In the general elections held on December 14th 1989, Patricio Aylwin, the Christian Democrat leader of the main 17-party opposition coalition, polled 55% of the vote becoming President in March 1990. The coalition also gained 22 of the 38 elected seats in the Senate and 71 of the 120 seats in the Chamber of Deputies. Since March 1990, Chile has been governed by a bicameral parliamentary system.

The main political groupings are Renovacion Nacional (centre right), Union Democrata Independiente (right wing), Democracia Cristiana (Christian Democrats), Partido por la Democracia (PPD) (an alliance of leftist parties), and Partido Amplio de Izquierda (PAIS) (an alliance of Marxist and non-Marxist socialist parties).
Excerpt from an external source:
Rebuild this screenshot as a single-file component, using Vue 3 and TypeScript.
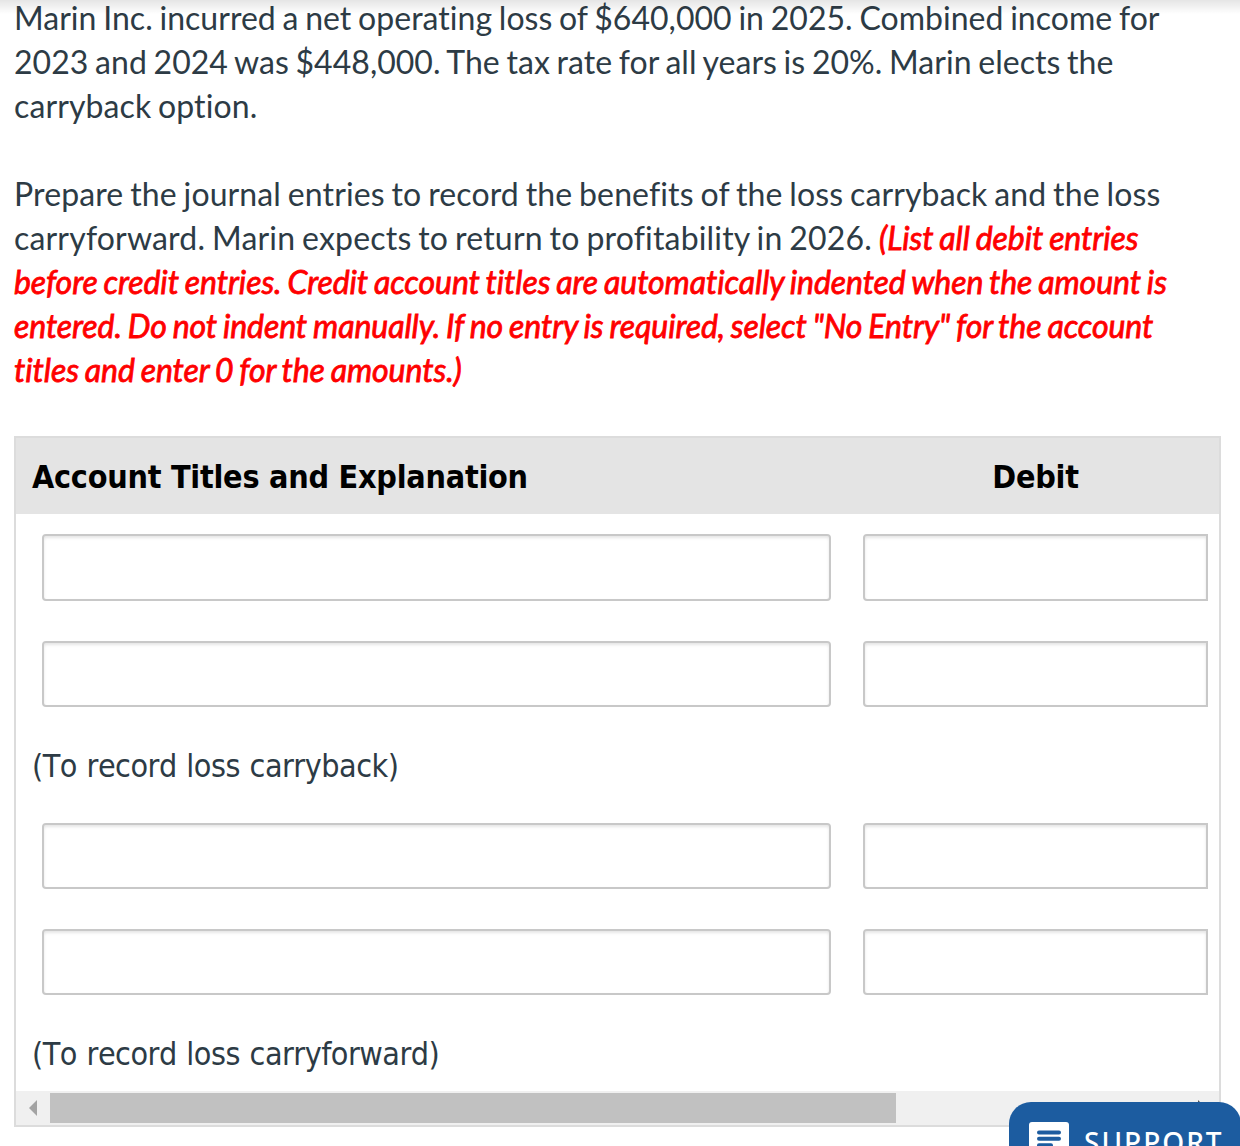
<template>
<div class="page">
  <main class="question">
    <p class="question__text question__text_facts">
      <span v-for="line in facts" :key="line" class="question__line">{{ line }}</span>
    </p>
    <p class="question__text question__text_task">
      <span class="question__line">Prepare the journal entries to record the benefits of the loss carryback and the loss</span>
      <span class="question__line">carryforward. Marin expects to return to profitability in 2026. <em class="question__hint">(List all debit entries</em></span>
      <em v-for="line in hints" :key="line" class="question__line question__hint">{{ line }}</em>
    </p>
    <section class="journal">
      <div class="journal__head">
        <span class="journal__title">Account Titles and Explanation</span>
        <span class="journal__debit">Debit</span>
      </div>
      <div v-for="entry in entries" :key="entry.note" class="journal__entry">
        <div v-for="(row, index) in entry.rows" :key="index" class="journal__row">
          <input v-model="row.account" class="journal__input" type="text" aria-label="Account title">
          <input v-model="row.debit" class="journal__input journal__input_debit" type="text" aria-label="Debit">
        </div>
        <div class="journal__note">{{ entry.note }}</div>
      </div>
      <div class="journal__scroll">
        <svg class="journal__arrow" width="34" height="34" viewBox="0 0 34 34"><path d="M21 9v16l-8-8z" fill="#a3a3a3"/></svg>
        <div class="journal__thumb"></div>
        <svg class="journal__arrow journal__arrow_right" width="34" height="34" viewBox="0 0 34 34"><path d="M13 9v16l8-8z" fill="#505050"/></svg>
      </div>
    </section>
  </main>
  <div class="page__shade"></div>
  <button class="support">
    <svg class="support__icon" width="40" height="40" viewBox="0 0 40 40">
      <rect width="40" height="40" rx="3" fill="#fff"/>
      <path d="M10 10.4h20M10 16.8h20M10 23.2h12" stroke="#1c5ca0" stroke-width="4" stroke-linecap="round"/>
    </svg>
    <span class="support__label">SUPPORT</span>
  </button>
</div>
</template>

<script setup lang="ts">
import { ref } from 'vue';

interface Row {
  account: string;
  debit: string;
}
interface Entry {
  note: string;
  rows: Row[];
}
const facts: string[] = [
  'Marin Inc. incurred a net operating loss of $640,000 in 2025. Combined income for',
  '2023 and 2024 was $448,000. The tax rate for all years is 20%. Marin elects the',
  'carryback option.',
];
const hints: string[] = [
  'before credit entries. Credit account titles are automatically indented when the amount is',
  'entered. Do not indent manually. If no entry is required, select "No Entry" for the account',
  'titles and enter 0 for the amounts.)',
];
const emptyRows = (): Row[] => [{ account: '', debit: '' }, { account: '', debit: '' }];
const entries = ref<Entry[]>([
  { note: '(To record loss carryback)', rows: emptyRows() },
  { note: '(To record loss carryforward)', rows: emptyRows() },
]);
</script>

<style>
body{
  margin: 0;
  background: #fff;
}
</style>

<style scoped>
.page{
  position: relative;
  width: 1240px;
  height: 1146px;
  overflow: hidden;
  background: #fff;
  color: #2d3b45;
  font-family: Lato, sans-serif;
}
.page__shade{
  position: absolute;
  top: 0;
  left: 0;
  width: 100%;
  height: 14px;
  background: linear-gradient(rgba(0, 0, 0, 0.1), rgba(0, 0, 0, 0));
}
.question{
  box-sizing: border-box;
  height: 1127px;
  margin-top: -4px;
  padding: 0 19px 0 14px;
}
.question__text{
  margin: 0 0 44px;
  font-size: 32px;
  line-height: 44px;
  letter-spacing: 0.03px;
  word-spacing: -1.5px;
  font-variant-ligatures: none;
}
.question__text_facts .question__line:nth-child(3){
  letter-spacing: 0.1px;
}
.question__text_task .question__line:nth-child(1){
  letter-spacing: 0.12px;
}
.question__text_task .question__line:nth-child(2){
  letter-spacing: 0.18px;
}
.question__line{
  display: block;
  white-space: pre;
}
.question__hint{
  color: #f00;
  font-style: italic;
  letter-spacing: -0.08px;
  -webkit-text-stroke: 0.8px #f00;
}
.journal{
  box-sizing: border-box;
  height: 691px;
  margin-top: 44px;
  border: 2px solid #dcdcdc;
  font-family: "DejaVu Sans Condensed", "DejaVu Sans", sans-serif;
  font-stretch: condensed;
  font-size: 32px;
  font-kerning: none;
}
.journal__head{
  box-sizing: border-box;
  display: flex;
  align-items: center;
  height: 76px;
  padding: 2px 0 0 16px;
  background: #e4e4e4;
  color: #000;
  font-weight: bold;
  letter-spacing: -0.25px;
}
.journal__title{
  flex: none;
  width: 831px;
}
.journal__debit{
  flex: none;
  width: 345px;
  text-align: center;
}
.journal__entry{
  height: 289px;
}
.journal__entry + .journal__entry{
  height: 288px;
}
.journal__row{
  display: flex;
  gap: 32px;
  padding: 20px 0 20px 26px;
}
.journal__input{
  box-sizing: border-box;
  width: 789px;
  height: 66px;
  margin: 0;
  border: 2px solid #c8c8c8;
  border-radius: 4px;
  outline: none;
  background: #fff;
  box-shadow: inset 0 2px 3px rgba(0, 0, 0, 0.1);
  font: inherit;
}
.journal__input_debit{
  width: 345px;
  border-radius: 4px 0 0 4px;
}
.journal__entry:nth-child(2) .journal__row:first-child .journal__input{
  height: 67px;
}
.journal__note{
  padding-left: 16px;
  line-height: 78px;
  letter-spacing: -0.5px;
  word-spacing: 1px;
}
.journal__scroll{
  display: flex;
  align-items: center;
  height: 34px;
  background: #f0f0f0;
}
.journal__arrow{
  flex: none;
}
.journal__arrow_right{
  margin-left: auto;
}
.journal__thumb{
  width: 846px;
  height: 30px;
  background: #c1c1c1;
}
.support{
  position: absolute;
  top: 1102px;
  left: 1009px;
  display: flex;
  align-items: center;
  gap: 15px;
  width: 232px;
  height: 80px;
  padding: 0 0 0 20px;
  border: none;
  border-radius: 22px;
  background: #1c5ca0;
  color: #fff;
}
.support__icon{
  flex: none;
}
.support__label{
  font-family: "Noto Sans", sans-serif;
  font-size: 28px;
  font-weight: 500;
  line-height: 40px;
  letter-spacing: 2px;
}
</style>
Sr. Aylwin's government is moderate and has kept the successful economic policies of the previous government basically unchanged. The government and the centre-right opposition are co-operating to achieve national reconciliation and the consolidation of democracy. This has permitted a remarkable "soft-landing" in the transmission from a military regime, although a small number of terrorist groups remain active.

Economy

On taking power in 1973, the military junta's immediate priority was to reduce inflation, running at an annualised rate exceeding 500%. State expenditure was sharply reduced - the budget deficit fell from 13% of GDP in 1972 to 2.6% in 1975, subsidies and price controls were eliminated and tariffs decreased to a uniform level of 10% by 1979. Liberal economic policies were introduced, offering incentives to foreign investment and dismantling the barriers that the previous regime had erected to protect local industry from external competition. The programme of agrarian reform, introduced in the 1960s by the Christian Democrats, was brought to a halt and some 39% of the nation's productive land was restored to its former owners while a further 20% was sold. Most of the companies nationalised by previous administrations were privatised, or returned to their original owners.

After the shock of the reduction in purchasing power created by the government's measures the economy began to grow, maintaining an average annual growth rate of 7.1% over the period 1977-81, fuelled, in part, by borrowing from abroad and a domestic credit boom. In its pursuit of inflation control, the government fixed the exchange rate at the unrealistically high level of pesos 39 = $1. Domestic manufacturers were unable to compete with imports and rising oil prices, combined with falling copper prices, set off a slump. In 1982, GDP fell by 14%, industrial production declined by 21% and over 60,000 firms went out of business, as well as some of the country's principal banks becoming technically insolvent. The peso was devalued sharply, increasing the burden of foreign obligations contracted by the private sector. Salaries in the private sector lost 50% of their purchasing power between August 1981 and October 1983 and by 1984, Chile's external debt of $19 billion exceeded its annual GDP.

GDP growth resumed in 1984, and has since averaged some 6.2 % annually. The government promoted structural change in order to encourage exports and the focussing of the economy on areas of natural comparative advantage. The imaginative use of debt-equity swaps resulted in over $ 8 billion of external debt conversions.

Chile's main strength is as a low cost producer of raw materials: primarily minerals, forest products and food (notably fish and fruit). Copper traditionally accounted for over half of Chile's export income, but increasing diversification into non-traditional areas is reducing the country's reliance on copper revenue: copper accounted for less than 40% of exports in 1992. Substantial primary products investment programmes were completed in the early 1990s, such as La Escondida copper mine and Celulosa Arauco pulp mill. These will contribute to strong export growth. Chile remains vulnerable, however, to fluctuations in commodity prices, since it is only recently that moves to add value to raw materials within Chile (e.g. food processing, furniture manufacture) have been gathering momentum. Nevertheless, non-traditional exports in such diverse fields as farmed salmon, wine and berries have been growing rapidly, and Chilean companies have benefited from increased demand in neighbouring countries as a result of their economic stabilisation programmes.

The new government raised tax rates in 1990 to finance greater expenditure on public health, education and housing . In June 1991 import tariffs were cut to 11% to help fight inflation and weaken the peso by stimulating imports. Both factors have stimulated consumer demand, and in turn investment underwent a boom in 1992, rising to 21% of GDP. An important reform to the capital markets was introduced early in 1993, paving the way for Chile's successful domestic savings institutions - private sector pension funds and life insurance companies - to finance a greater proportion of domestic corporate and infrastructure investment.

The challenge for 1993 is to prevent 1992's success translating into over-heating: unemployment is presently 4.6% of the labour force, its lowest in 20 years, consumer price inflation at 12.7% is the lowest for 8 years and 1992's 10.4% rate of GDP growth is unsustainable. Productivity improvement and a continuation of high investment levels - foreign and domestic - should combine with lower rates of increase in government spending to generate steady growth in 1993 and beyond. Chilean companies, exploiting their two decades of experience of structural economic reform, have been among the leaders in acquiring under-managed assets in neighbouring countries embarking on similar reform programmes. Thus they are beginning to position themselves in advance for the regional economic integration which should characterise the remainder of the 1990s.